Definition:Base purchase price
💰 Base purchase price is the headline transaction value agreed upon by buyer and seller at the signing of an insurance acquisition agreement, serving as the starting point from which the final consideration will be calculated after applying any contractual adjustment mechanisms. In insurance M&A, the base purchase price typically reflects the parties' agreed valuation of the target's net asset value, embedded value, or a multiple of earnings or premium volume, calibrated to a specific reference date balance sheet. Because an insurer's financial position is dominated by estimates — particularly loss reserves and unearned premium reserves — the base purchase price is almost never the final price actually paid; it functions as the economic anchor around which post-signing and post-closing adjustments revolve.

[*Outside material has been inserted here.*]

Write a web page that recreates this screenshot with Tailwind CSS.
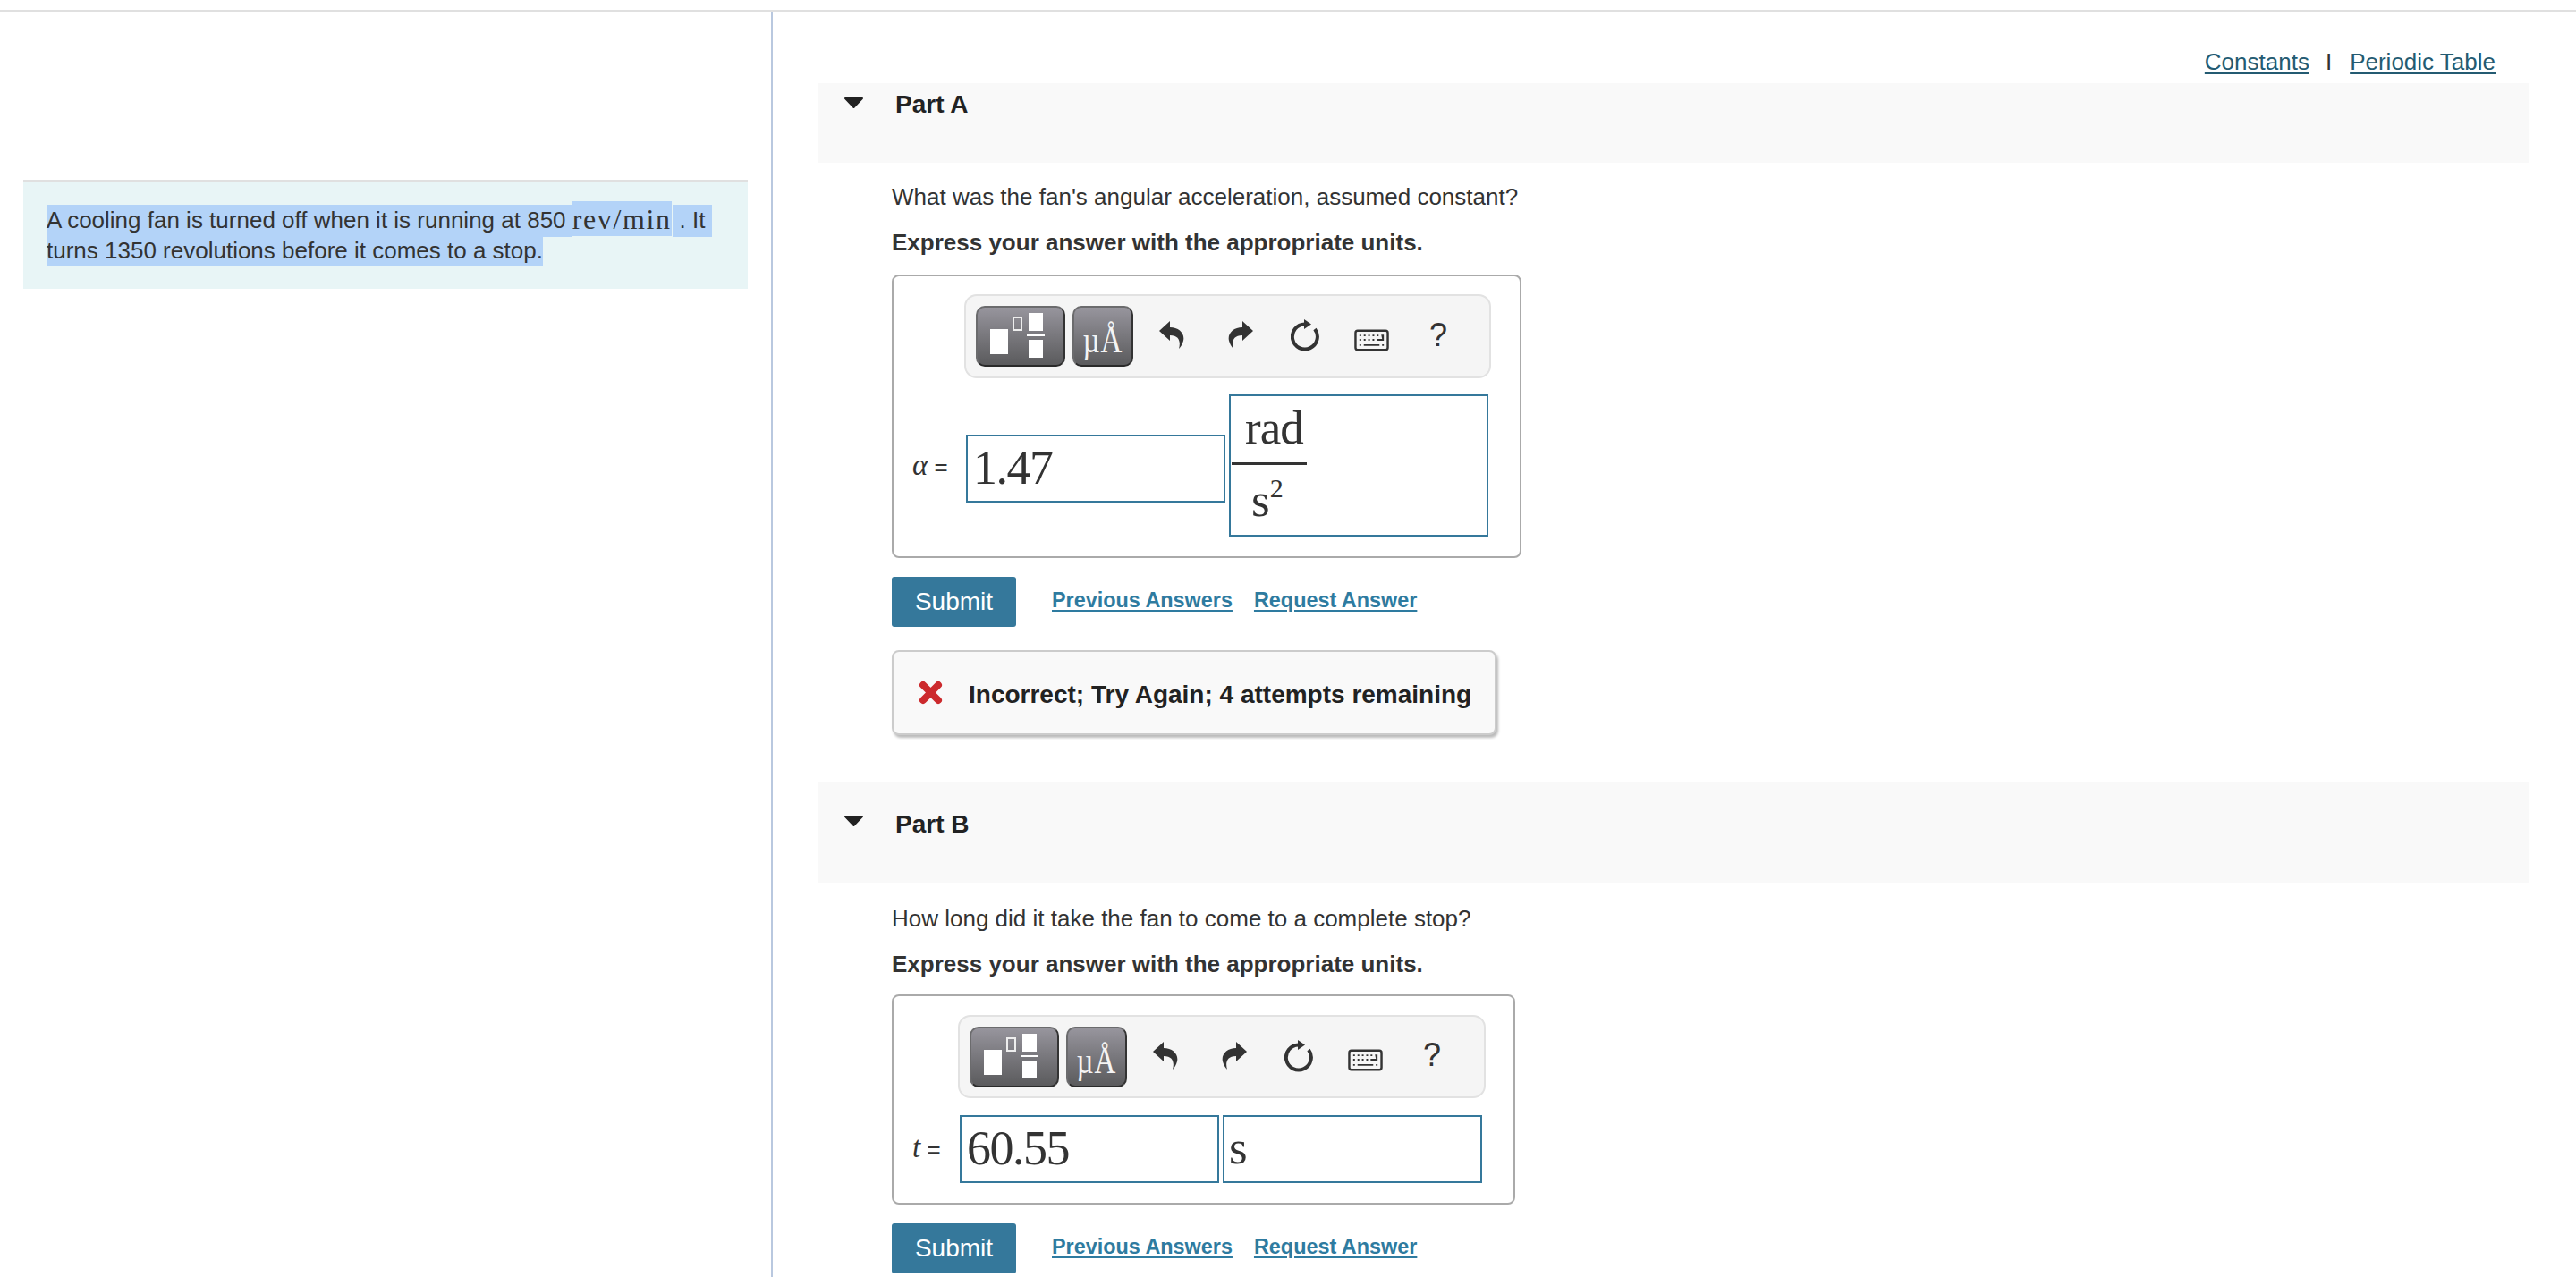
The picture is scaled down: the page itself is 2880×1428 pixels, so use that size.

🔧 The construction of the base purchase price varies with the nature of the target and the deal structure. For a life insurance company, the base price is frequently derived from an embedded value or appraisal value methodology, incorporating the present value of future profits from the in-force book plus adjusted net assets. For a property and casualty carrier, multiples of tangible book value or underwriting income are more common reference points. In transactions involving MGAs or insurtech platforms without significant balance sheet assets, the base price may reflect a revenue or EBITDA multiple instead. Regardless of methodology, the purchase agreement will specify a "locked-box" mechanism — where the price is fixed as of a pre-signing date and protected by anti-tilting and leakage covenants — or a "completion accounts" mechanism, where the price is adjusted based on a balance sheet prepared as of the closing date. Insurance deals lean toward completion accounts more often than deals in other sectors, precisely because reserve movements between signing and closing can be material and difficult to predict.
📊 Understanding the base purchase price in isolation, without reference to the adjustment architecture surrounding it, can be misleading — a reality that seasoned insurance dealmakers appreciate. A headline price of a given amount may ultimately move significantly upward or downward once reserve true-ups, working capital adjustments, net debt corrections, and any earn-out components are factored in. In transactions involving run-off portfolios or companies with significant long-tail liability exposure, the gap between base and final price can be especially wide. For sellers, achieving a high base price matters for optics and negotiating leverage, but the adjustment mechanisms determine the actual economic outcome. For buyers, the base price sets expectations with investors and boards but must be stress-tested against a range of actuarial scenarios to ensure the deal remains value-accretive even under adverse reserve development. The interplay between base price and adjustments is, in many respects, the financial heart of any insurance acquisition.